Chiral Symmetry Breaking in QED induced by an External Magnetic Field

Abstract

We simulate Lattice QED in a constant and homogeneous external magnetic field using the Rational Hybrid Monte-Carlo (RHMC) algorithm developed for Lattice QCD. Our current simulations are directed towards observing chiral symmetry breaking in the limit of zero electron bare mass as predicted by approximate (Schwinger-Dyson) methods. Our earlier simulations were performed on a $36^4$ lattice at the fine structure constant $\alpha=1/137$, close to its physical value, with `safe' electron masses $m=0.1$ and $m=0.2$. At this $\alpha$, the dynamical electron mass produced by the external magnetic field, which is an order parameter for this chiral symmetry breaking, is predicted to be far too small to be measurable.

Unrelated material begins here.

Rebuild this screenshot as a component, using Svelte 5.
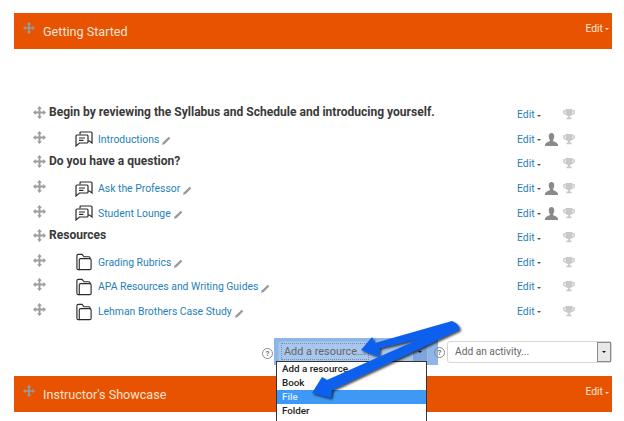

Hence we are now simulating at the larger $\alpha=1/5$, where the predicted dynamical electron mass at strong external magnetic fields accessable on the lattice is large enough to be measurable. However this requires electron masses down to $m=0.001$. Such a small $m$ requires lattices larger than $36^4$, but at magnetic fields large enough to produce measurable dynamical electron masses, $36$ is an adequate spatial extent for the lattice in the plane orthogonal to the magnetic field because the electrons preferentially occupy the lowest Landau level. We are therefore performing finite size analyses using $36^2 \times N_\parallel^2$ lattices with $N_\parallel \geq 36$. We measure the chiral condensate $\langle\bar{\psi}\psi\rangle$ as our order parameter for chiral symmetry breaking, since it should remain finite as $m \rightarrow 0$ if chiral symmetry is broken by the magnetic field, but vanish otherwise. Our preliminary results strongly suggest that chiral symmetry {\it is} broken by the external magnetic field. In all our simulations, as well as measuring other observables during these simulations, we are storing configurations at regular intervals for further analysis. One such measurement planned for these stored configurations is the determination of the effects that an external magnetic field has on the coulomb field of a charged particle placed in this magnetic field.